Consumer Reports recently released its list of the five least reliable midsize SUVs in America. The Jeep Grand Cherokee scored 29 out of 100. The Mazda CX-70 managed 32. Not a single electric vehicle appeared on the list.

That data point lands quietly but lands hard.

For those ready to make the leap, the Chesapeake Climate Action Network Action Fund (CCAN Action Fund) has launched its 8th annual electric car raffle, founded and directed by Mike Tidwell, offering a Rivian, a Lucid, or a Porsche as prizes — one ticket, three chances. Proceeds fund the fight for clean energy policy. It's a small act that connects personal excitement to collective purpose.

The Policy Moment Is Now — From Ottawa to Brussels

Individual stories and state-by-state progress don't exist in a vacuum. The political architecture around clean energy is being rebuilt in real time, at scale.

In Canada, Prime Minister Mark Carney has announced a National Electricity Strategy that places electricity — not oil and gas — at the center of the national economy for the first time. Canada's grid is already roughly 80% clean, powered largely by hydro, nuclear, and growing wind and solar. Demand is expected to double by 2050. The strategy aims to double grid capacity to match, while keeping power clean, affordable, and reliable, with an estimated $15 billion in potential economic benefits. As one analyst put it, this is not just a climate file — it's "an industrial strategy, an affordability strategy, a trade strategy, a sovereignty strategy."

Across the Atlantic, civil society groups and industry leaders sent an open letter directly to European Commission President Ursula von der Leyen, Council President António Costa, and Parliament President Roberta Metsola. Their ask: a bold, binding post-2030 energy framework that commits to a full fossil fuel exit. The letter cites hard numbers — electrifying roughly half of the EU economy by 2040 is projected to deliver net savings of around €29 billion per year. Russia's war in Ukraine, the letter argues, made the stakes undeniable. Energy security and clean energy are no longer separate conversations.

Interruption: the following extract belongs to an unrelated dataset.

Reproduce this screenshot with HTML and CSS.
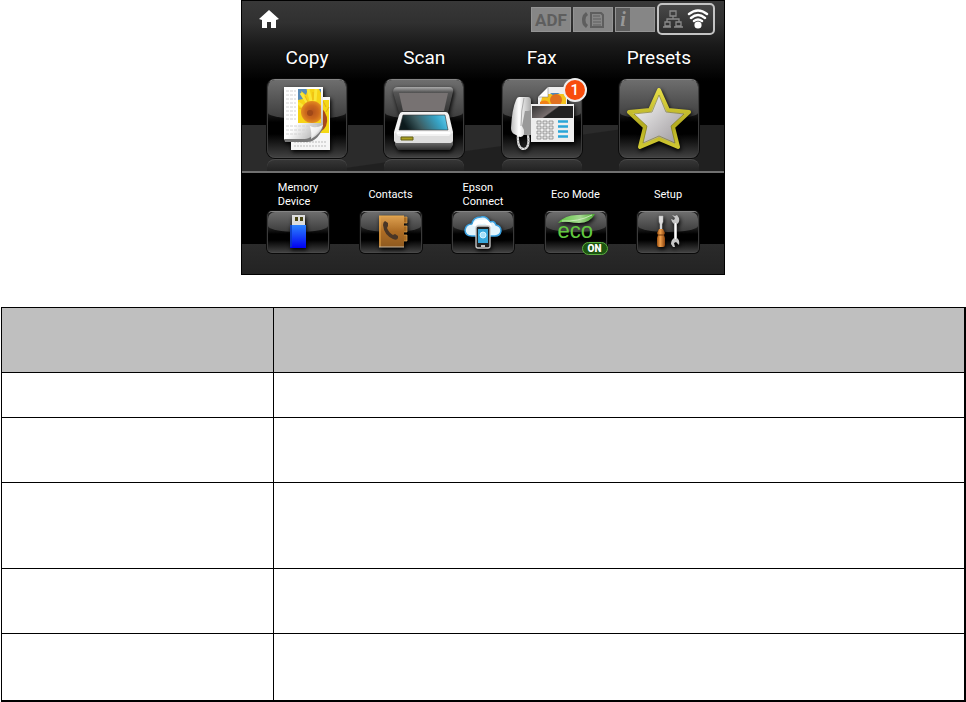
FILE: index.html
```
<!DOCTYPE html>
<html lang="en">
<head>
    <meta charset="UTF-8">
    <meta name="viewport" content="width=device-width, initial-scale=1.0">
    <title>Home Screen</title>
    <link rel="stylesheet" href="styles.css">
</head>
<body>
    <main class="screen">
        <header class="top-bar">
            <a href="#home" class="home-link" aria-label="Home">
                <svg width="22" height="20" viewBox="0 0 22 20">
                    <path d="M11 1 L21 10 L18 11 V19 H13 V13 H9 V19 H4 V11 L1 10 Z" fill="#fff"/>
                </svg>
            </a>
            <div class="status">
                <span class="status-box adf">ADF</span>
                <span class="status-box">
                    <svg width="24" height="18" viewBox="0 0 24 18" fill="none" stroke="#5e5e5e">
                        <path d="M5 1 L2 4 Q0 9 2 14 L5 17 L7 14 L5 12 Q4 9 5 6 L7 4 Z" fill="#5e5e5e" stroke="none"/>
                        <path d="M10 2 H20 L22 4 V16 H10 Z" stroke-width="2"/>
                        <path d="M12 5 H19 M12 8 H20 M12 11 H20 M12 14 H20" stroke-width="1.2"/>
                    </svg>
                </span>
                <span class="status-box info"><i>i</i></span>
                <button type="button" class="network" aria-label="Network">
                    <svg width="20" height="20" viewBox="0 0 20 20" fill="none" stroke="#8a8a8a" stroke-width="1.3">
                        <path d="M7 2 H13 V7 H7 Z M2 13 H7 V17 H2 Z M13 13 H18 V17 H13 Z M10 7 V10 M4 13 V10 H16 V13 M0 18 H8 M11 18 H20"/>
                    </svg>
                    <svg width="22" height="20" viewBox="0 0 22 20" fill="none" stroke="#fff" stroke-width="2.4" stroke-linecap="round">
                        <path d="M2 5 Q11 -2 20 5 M4 9 Q11 3 18 9 M7 12 Q11 9 15 12"/>
                        <circle cx="11" cy="16" r="3.6" fill="#fff" stroke="none"/>
                    </svg>
                </button>
            </div>
        </header>

        <nav class="main-menu">
            <div class="item">
                <label for="copy">Copy</label>
                <button type="button" class="tile" id="copy">
                    <svg width="80" height="78" viewBox="0 0 80 78">
                        <defs>
                            <linearGradient id="paper" x1="0" y1="0" x2="1" y2="1">
                                <stop offset="0.5" stop-color="#fff"/>
                                <stop offset="1" stop-color="#999"/>
                            </linearGradient>
                            <linearGradient id="curl" x1="0" y1="0" x2="1" y2="1">
                                <stop offset="0" stop-color="#fff"/>
                                <stop offset="0.5" stop-color="#eee"/>
                                <stop offset="1" stop-color="#555"/>
                            </linearGradient>
                            <radialGradient id="seeds">
                                <stop offset="0" stop-color="#b0501c"/>
                                <stop offset="0.6" stop-color="#cc681c"/>
                                <stop offset="1" stop-color="#e48c20"/>
                            </radialGradient>
                            <clipPath id="photo"><path d="M31 10 H54 V44 H31 Z"/></clipPath>
                        </defs>
                        <path d="M24 18 H63 V71 H24 Z" fill="#f6f6f6"/>
                        <path d="M42 21 H62 V54 H42 Z" fill="#f4d814"/>
                        <path d="M54 28 Q63 38 59 47 Q56 53 48 54 V28 Z" fill="#a8481a"/>
                        <path d="M56 22 L59 28 M62 28 L59 33" fill="none" stroke="#e0a818"/>
                        <path d="M27 63 H60 M27 67 H60" stroke="#bbb" stroke-dasharray="2 1"/>
                        <path d="M17 8 H56 V47 L44 61 H17 Z" fill="url(#paper)"/>
                        <path d="M19 12 H29 M19 16 H29 M19 20 H29 M19 24 H29 M19 28 H29 M19 32 H29 M19 36 H29 M19 40 H29 M19 47 H50 M19 51 H43 M19 55 H40" stroke="#d2d2d2" stroke-dasharray="3 1"/>
                        <g clip-path="url(#photo)">
                            <path d="M31 10 H54 V44 H31 Z" fill="#f6d316"/>
                            <path d="M31 10 H41 L39 16 L34 12 L36 20 L31 21 Z" fill="#5a8cb8"/>
                            <path d="M52 10 H54 V14 Z" fill="#5a8cb8"/>
                            <path d="M41 10 L44 22 M34 14 L41 25 M31 24 L38 29 M49 10 L48 22" stroke="#fae638" stroke-width="3"/>
                            <path d="M38 17 L42 25 M46 13 L46 21 M32 29 L37 31" stroke="#ecb414"/>
                            <circle cx="45" cy="33" r="11" fill="url(#seeds)"/>
                            <circle cx="43" cy="34" r="3" fill="#a04818"/>
                        </g>
                        <path d="M17 60 H38 Q44 60 56 47 V49 Q50 63 40 63 H18 Z" fill="#777"/>
                        <path d="M44 60 Q45 55 43 47 Q48 50 56 46 Q54 55 44 60 Z" fill="url(#curl)"/>
                    </svg>
                </button>
            </div>
            <div class="item">
                <label for="scan">Scan</label>
                <button type="button" class="tile" id="scan">
                    <svg width="80" height="78" viewBox="0 0 80 78">
                        <defs>
                            <linearGradient id="lid" x1="0" y1="0" x2="0" y2="1">
                                <stop offset="0" stop-color="#aaa"/>
                                <stop offset="0.2" stop-color="#555"/>
                                <stop offset="1" stop-color="#333"/>
                            </linearGradient>
                            <linearGradient id="glass" x1="0" y1="0.6" x2="1" y2="0.4">
                                <stop offset="0.1" stop-color="#0c1a1c"/>
                                <stop offset="0.4" stop-color="#3d5d62"/>
                                <stop offset="0.8" stop-color="#37a5c8"/>
                                <stop offset="1" stop-color="#5cc8ea"/>
                            </linearGradient>
                            <linearGradient id="base" x1="0" y1="0" x2="0" y2="1">
                                <stop offset="0" stop-color="#888"/>
                                <stop offset="1" stop-color="#2c2c2c"/>
                            </linearGradient>
                        </defs>
                        <path d="M14 8 H65 Q70 8 69 13 L64 34 H15 L9 13 Q9 8 14 8 Z" fill="url(#lid)"/>
                        <path d="M15 14 H64 L60 32 H19 Z" fill="#777272"/>
                        <path d="M11 60 H69 V66 L66 71 H14 L11 66 Z" fill="url(#base)"/>
                        <path d="M18 33 H62 Q64 33 65 36 L69 53 V60 Q69 64 65 64 H14 Q10 64 10 60 V53 L15 36 Q16 33 18 33 Z" fill="#f2f2f2"/>
                        <path d="M11 53 L14 57 H65 L69 53 V60 Q69 64 65 64 H14 Q10 64 10 60 Z" fill="#dedede"/>
                        <path d="M19 36 H61 L64 51 H15 Z" fill="url(#glass)" stroke="#333" stroke-width="0.6"/>
                        <path d="M13 54 H66" stroke="#fff" stroke-width="2"/>
                        <path d="M17 58 H29 V61 H17 Z" fill="#aaa022" stroke="#656018"/>
                    </svg>
                </button>
            </div>
            <div class="item">
                <label for="fax">Fax</label>
                <button type="button" class="tile" id="fax">
                    <svg width="80" height="78" viewBox="0 0 80 78">
                        <defs>
                            <linearGradient id="handset" x1="0" y1="0" x2="1" y2="0">
                                <stop offset="0" stop-color="#bbb"/>
                                <stop offset="0.4" stop-color="#fff"/>
                                <stop offset="1" stop-color="#aaa"/>
                            </linearGradient>
                            <linearGradient id="lcd" x1="0" y1="0" x2="1" y2="0.4">
                                <stop offset="0" stop-color="#333"/>
                                <stop offset="0.55" stop-color="#776e6e"/>
                                <stop offset="0.6" stop-color="#222"/>
                                <stop offset="1" stop-color="#222"/>
                            </linearGradient>
                        </defs>
                        <path d="M46 8 H65 V26 H36 V18 Z" fill="#eee"/>
                        <path d="M41 15 H64 V26 H38 Z" fill="#f3c21c"/>
                        <path d="M48 14 H58 L52 17 Z" fill="#4b86bb"/>
                        <circle cx="54" cy="21" r="6" fill="#e07020"/>
                        <path d="M38 23 Q45 19 48 26 H38 Z" fill="#f08018"/>
                        <path d="M46 8 V18 H36 Z" fill="#fff" stroke="#777" stroke-width="0.5"/>
                        <path d="M20 26 H29 V56 H18 Z" fill="#999"/>
                        <path d="M16 55 Q15 70 22 70 Q28 69 26 56" fill="none" stroke="#ddd" stroke-width="2.2"/>
                        <path d="M16 55 Q15 70 22 70 Q28 69 26 56" fill="none" stroke="#aaa" stroke-width="2.2" stroke-dasharray="1 2"/>
                        <path d="M17 18 H26 Q29 18 29 22 V29 Q29 32 26 32 H23 L20 47 L22 51 V55 Q21 58 18 58 L12 55 Q9 53 9 49 Q10 30 14 21 Q15 18 17 18 Z" fill="url(#handset)"/>
                        <path d="M22 19 Q19 31 19 47" fill="none" stroke="#aaa"/>
                        <path d="M29 25 H72 V63 H29 Z" fill="#eee"/>
                        <path d="M30 27 H71 V39 H30 Z" fill="url(#lcd)"/>
                        <g fill="#e4e4e4" stroke="#888" stroke-width="0.8">
                            <path d="M35 42 h4 v3 h-4 Z M41 42 h4 v3 h-4 Z M47 42 h4 v3 h-4 Z"/>
                            <path d="M35 47 h4 v3 h-4 Z M41 47 h4 v3 h-4 Z M47 47 h4 v3 h-4 Z"/>
                            <path d="M35 52 h4 v3 h-4 Z M41 52 h4 v3 h-4 Z M47 52 h4 v3 h-4 Z"/>
                            <path d="M35 57 h4 v3 h-4 Z M41 57 h4 v3 h-4 Z M47 57 h4 v3 h-4 Z"/>
                        </g>
                        <path d="M56 42.5 H66 M56 47.5 H66 M56 52.5 H66 M56 57.5 H66" stroke="#2aa5d8" stroke-width="2.6"/>
                    </svg>
                    <span class="badge">1</span>
                </button>
            </div>
            <div class="item">
                <label for="presets">Presets</label>
                <button type="button" class="tile" id="presets">
                    <svg width="80" height="78" viewBox="0 0 80 78">
                        <defs>
                            <linearGradient id="star" x1="0" y1="0" x2="1" y2="1">
                                <stop offset="0.2" stop-color="#eee"/>
                                <stop offset="0.8" stop-color="#a9a5a8"/>
                            </linearGradient>
                            <linearGradient id="star-edge" x1="0" y1="0" x2="0" y2="1">
                                <stop offset="0" stop-color="#e4dc48"/>
                                <stop offset="0.6" stop-color="#b4ac20"/>
                                <stop offset="1" stop-color="#cfc732"/>
                            </linearGradient>
                        </defs>
                        <path d="M40 11 L49 31 L70 33 L54 48 L59 68 L40 60 L21 68 L26 48 L10 33 L31 31 Z" fill="url(#star)" stroke="url(#star-edge)" stroke-width="4" stroke-linejoin="round"/>
                        <path d="M40 16 L47 33 L65 35 L52 47 L56 64 L40 57 L24 64 L28 47 L15 35 L33 33 Z" fill="none" stroke="#77721c" stroke-width="0.6"/>
                    </svg>
                </button>
            </div>
        </nav>

        <nav class="sub-menu">
            <div class="item">
                <label for="memory">Memory<br>Device</label>
                <button type="button" class="tile" id="memory">
                    <svg width="62" height="42" viewBox="0 0 62 42">
                        <defs>
                            <linearGradient id="usb" x1="0" y1="0" x2="0" y2="1">
                                <stop offset="0" stop-color="#2c82ff"/>
                                <stop offset="1" stop-color="#0000f0"/>
                            </linearGradient>
                        </defs>
                        <path d="M25 4 H38 V15 H25 Z" fill="#ddd"/>
                        <path d="M28 6 h3 v4 h-3 Z M33 6 h3 v4 h-3 Z" fill="#4a4614"/>
                        <path d="M23 14 H39 V37 H23 Z" fill="url(#usb)"/>
                        <path d="M24 14 V36" stroke="#0a38b8" stroke-width="1.5"/>
                    </svg>
                </button>
            </div>
            <div class="item">
                <label for="contacts">Contacts</label>
                <button type="button" class="tile" id="contacts">
                    <svg width="62" height="42" viewBox="0 0 62 42">
                        <defs>
                            <linearGradient id="book" x1="0" y1="0" x2="0" y2="1">
                                <stop offset="0" stop-color="#dda050"/>
                                <stop offset="0.5" stop-color="#ad6c24"/>
                                <stop offset="1" stop-color="#8e5a20"/>
                            </linearGradient>
                        </defs>
                        <path d="M43 6 h4 v6 h-4 Z M43 15 h4 v6 h-4 Z M43 24 h4 v6 h-4 Z" fill="#a66a22" stroke="#e0a550" stroke-width="0.7"/>
                        <path d="M19 5 H44 V36 H19 Z" fill="url(#book)"/>
                        <path d="M19 5 H44 M20 5 V36" stroke="#e9a94a"/>
                        <path d="M19 36 H44" stroke="#c9b8a0"/>
                        <path d="M25 10 L28 12 L28 15 L27 17 Q29 22 33 24 L35 23 L38 25 V27 Q37 30 33 28 Q24 24 23 14 Q23 11 25 10 Z" fill="#4a3626"/>
                    </svg>
                </button>
            </div>
            <div class="item">
                <label for="connect">Epson<br>Connect</label>
                <button type="button" class="tile" id="connect">
                    <svg width="62" height="42" viewBox="0 0 62 42">
                        <path d="M20 25 Q13 25 13 19 Q14 13 20 13 Q21 6 29 6 Q35 5 38 11 Q42 9 44 14 Q49 15 49 20 Q48 25 43 25 Z" fill="#e2f4fc" stroke="#3aa0df" stroke-width="1.5"/>
                        <path d="M22 15 Q24 10 30 11 Q36 9 38 16" fill="none" stroke="#fff" stroke-width="4"/>
                        <rect x="24" y="15" width="14" height="22" rx="2" fill="#222" stroke="#ccc" stroke-width="1.3"/>
                        <path d="M26 18 H36 V32 H26 Z" fill="#37a8dc"/>
                        <circle cx="31" cy="24" r="3" fill="#a4e0fa" stroke="#d8f4ff"/>
                        <path d="M29 35 H33" stroke="#fff" stroke-width="1.5"/>
                    </svg>
                </button>
            </div>
            <div class="item">
                <label for="eco">Eco Mode</label>
                <button type="button" class="tile" id="eco">
                    <svg width="62" height="42" viewBox="0 0 62 42">
                        <defs>
                            <linearGradient id="leaf" x1="0" y1="0" x2="1" y2="0">
                                <stop offset="0" stop-color="#5cc83c"/>
                                <stop offset="0.6" stop-color="#a4d890"/>
                                <stop offset="1" stop-color="#48a82c"/>
                            </linearGradient>
                        </defs>
                        <path d="M13 12 Q20 4 32 4 L50 3 Q45 12 34 12 Q28 12 24 11 Q18 10 13 12 Z" fill="url(#leaf)"/>
                        <path d="M17 10 Q33 11 47 4" fill="none" stroke="#d8f0cc" stroke-width="0.8"/>
                    </svg>
                    <span class="eco-text">eco</span>
                    <span class="eco-on">ON</span>
                </button>
            </div>
            <div class="item">
                <label for="setup">Setup</label>
                <button type="button" class="tile" id="setup">
                    <svg width="62" height="42" viewBox="0 0 62 42">
                        <defs>
                            <linearGradient id="handle" x1="0" y1="0" x2="1" y2="0">
                                <stop offset="0" stop-color="#9c5010"/>
                                <stop offset="0.4" stop-color="#f0a04c"/>
                                <stop offset="1" stop-color="#8a420c"/>
                            </linearGradient>
                        </defs>
                        <path d="M22 5 H26 V11 L25 13 V19 H23 V13 L22 11 Z" fill="#ddd" stroke="#bbb" stroke-width="0.5"/>
                        <path d="M22 18 H26 L28 22 L27 24 L28 27 V34 Q28 36 26 36 H22 Q20 36 20 34 V27 L21 24 L20 22 Z" fill="url(#handle)"/>
                        <path d="M21 24 H27" stroke="#6c360c"/>
                        <path d="M35 4 L38 7 L37 9 L34 8 Q35 12 37 13 V27 Q34 29 34 33 L36 36 H38 L37 32 L39 31 L42 34 Q43 29 40 27 V13 Q43 11 42 7 L40 4 L38 5 Z" fill="#c6c6c6"/>
                        <path d="M38.5 12 V28" stroke="#fff"/>
                    </svg>
                </button>
            </div>
        </nav>
    </main>

    <table class="functions">
        <thead>
            <tr><th></th><th></th></tr>
        </thead>
        <tbody>
            <tr class="row-short"><td></td><td></td></tr>
            <tr><td></td><td></td></tr>
            <tr class="row-tall"><td></td><td></td></tr>
            <tr><td></td><td></td></tr>
            <tr class="row-last"><td></td><td></td></tr>
        </tbody>
    </table>
</body>
</html>
```

FILE: styles.css
```
* {
    margin: 0;
    padding: 0;
    box-sizing: border-box;
}

body {
    background-color: #fff;
    font-family: Roboto, "Liberation Sans", sans-serif;
}

.screen {
    max-width: 484px;
    margin: 0 auto 32px;
    border: 1px solid #000;
    background-color: #000;
    color: #fff;
}

.top-bar {
    display: flex;
    justify-content: space-between;
    align-items: flex-start;
    height: 44px;
    padding: 2px 9px 0 16px;
    background: linear-gradient(#383838, #303030 50%, #1a1a1a);
}

.home-link {
    padding-top: 6px;
}

.home-link svg {
    display: block;
}

.status {
    display: flex;
    gap: 2px;
}

.status-box {
    display: flex;
    align-items: center;
    justify-content: center;
    width: 40px;
    height: 25px;
    margin-top: 4px;
    border: 1px solid #949494;
    background-color: #868686;
    color: #5e5e5e;
}

.adf {
    font-size: 17px;
    font-weight: 700;
}

.info {
    justify-content: flex-start;
}

.info i {
    width: 14px;
    background-color: #5e5e5e;
    color: #999;
    font-family: "Liberation Serif", serif;
    font-size: 20px;
    font-weight: 700;
    line-height: 23px;
    text-align: center;
}

.network {
    display: flex;
    align-items: center;
    justify-content: center;
    gap: 4px;
    width: 58px;
    height: 32px;
    border: 2px solid #c4c4c4;
    border-radius: 5px;
    background: linear-gradient(#484848, #2c2c2c);
    cursor: pointer;
}

.main-menu,
.sub-menu {
    display: flex;
    justify-content: space-between;
    padding: 0 25px;
}

.main-menu {
    height: 128px;
    border-bottom: 2px solid #707070;
    background:
        linear-gradient(172deg, #2b2b2b 50%, #202020 51%) 0 bottom / 100% 46px no-repeat,
        linear-gradient(#1a1a1a, #000 36px);
    overflow: hidden;
}

.item {
    display: flex;
    flex-direction: column;
    align-items: center;
}

.main-menu .item {
    width: 80px;
}

.main-menu label {
    height: 35px;
    font-size: 19px;
    line-height: 25px;
    text-shadow: 0 0 2px #000;
}

.sub-menu {
    height: 101px;
    padding-top: 5px;
    background: linear-gradient(#2b2b2b, #232323) 0 bottom / 100% 30px no-repeat;
}

.sub-menu .item {
    width: 62px;
}

.sub-menu label {
    display: flex;
    align-items: center;
    height: 33px;
    font-size: 11px;
    line-height: 14px;
    white-space: nowrap;
}

.tile {
    position: relative;
    flex: none;
    width: 100%;
    height: 79px;
    border: 1px solid #555;
    border-color: #858585 #3a3a3a #484848;
    border-radius: 8px;
    background: linear-gradient(#1c1c1c 42%, #000 55%, #000 70%, #404040);
    box-shadow: 0 0 0 1px #0a0a0a;
    color: #fff;
    font-family: inherit;
    cursor: pointer;
}

/* glossy upper half */
.tile::before {
    content: "";
    position: absolute;
    inset: 0 0 50%;
    border-radius: 7px 7px 50% 50% / 7px 7px 6px 6px;
    background: linear-gradient(#6e6e6e, #3c3c3c);
}

/* mirrored edge on the floor */
.main-menu .item::after {
    content: "";
    flex: none;
    width: 100%;
    height: 11px;
    margin-top: 1px;
    border-top: 1px solid #4a4a4a;
    border-radius: 8px 8px 0 0;
    background: linear-gradient(#363636, #222);
}

.sub-menu .tile {
    height: 42px;
    border-radius: 5px;
}

.tile svg {
    position: absolute;
    top: -1px;
    left: -1px;
    filter: drop-shadow(1px 2px 2px #000);
}

.badge {
    position: absolute;
    top: -2px;
    right: -6px;
    width: 24px;
    height: 24px;
    border: 2px solid #eee;
    border-radius: 50%;
    background-color: #f84c0c;
    font-size: 15px;
    font-weight: 500;
    line-height: 20px;
    text-align: center;
}

.eco-text {
    position: absolute;
    top: 7px;
    left: 12px;
    color: #62c840;
    font-family: "Liberation Sans", sans-serif;
    font-size: 22px;
    line-height: 24px;
}

.eco-on {
    position: absolute;
    right: -2px;
    bottom: -3px;
    width: 26px;
    height: 13px;
    border: 1px solid #5cb040;
    border-radius: 7px;
    background-color: #1d5610;
    font-size: 10px;
    font-weight: 900;
    line-height: 11px;
    text-align: center;
}

.functions {
    width: calc(100% - 1px);
    margin-left: 1px;
    border: 1px solid #000;
    border-right-width: 2px;
    border-bottom-width: 2px;
    border-spacing: 0;
    table-layout: fixed;
}

.functions th,
.functions td {
    height: 65px;
    border-bottom: 1px solid #000;
}

.functions th {
    background-color: #bfbfbf;
}

.functions th:first-child,
.functions td:first-child {
    width: 272px;
    border-right: 1px solid #000;
}

.functions .row-short td {
    height: 45px;
}

.functions .row-tall td {
    height: 86px;
}

.functions .row-last td {
    height: 66px;
    border-bottom: none;
}
```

When Fossil Fuels Cost More Than They Admit

Not everyone is moving in the right direction — at least not voluntarily. In Atlanta, the Sierra Club, the Natural Resources Defense Council, and the Southern Alliance for Clean Energy filed a post-hearing brief in Georgia Power's 2026 Fuel Cost Recovery docket, revealing that the utility lost $152 million of customers' money by running coal plants uneconomically when cheaper alternatives were available. The organizations are pushing the state's Public Service Commission to create a fuel cost-sharing mechanism so ratepayers aren't left holding the entire bill for decisions they had no say in.

"Georgia Power wants to have its cake and eat it too," said Adrien Webber, Sierra Club Georgia Chapter Director. The case is a reminder that the energy transition isn't just about new technology — it's about who pays when the old system fails.

A Tide That Lifts All Shores

From a school bus in Salt Lake City to a policy letter addressed to the leaders of Europe, the same current runs through all of it. The electric transition is no longer a niche enthusiasm or a far-off projection. It's a school bus driver who won't go back. It's $250 million moving through Texas. It's a Canadian prime minister betting the national economy on electrons. It's a Consumer Reports list with zero EVs at the bottom.

The tide is rising. And it's reaching places — rural Kentucky, red-state Texas, the corridors of Ottawa and Brussels — that once seemed far beyond its reach. For the rest of us, the question is less if and more how fast we choose to swim with it.

The electric transition is no longer a niche enthusiasm or a far-off projection — it's a school bus driver who won't go back, $250 million moving through Texas, and a Canadian prime minister betting the national economy on electrons.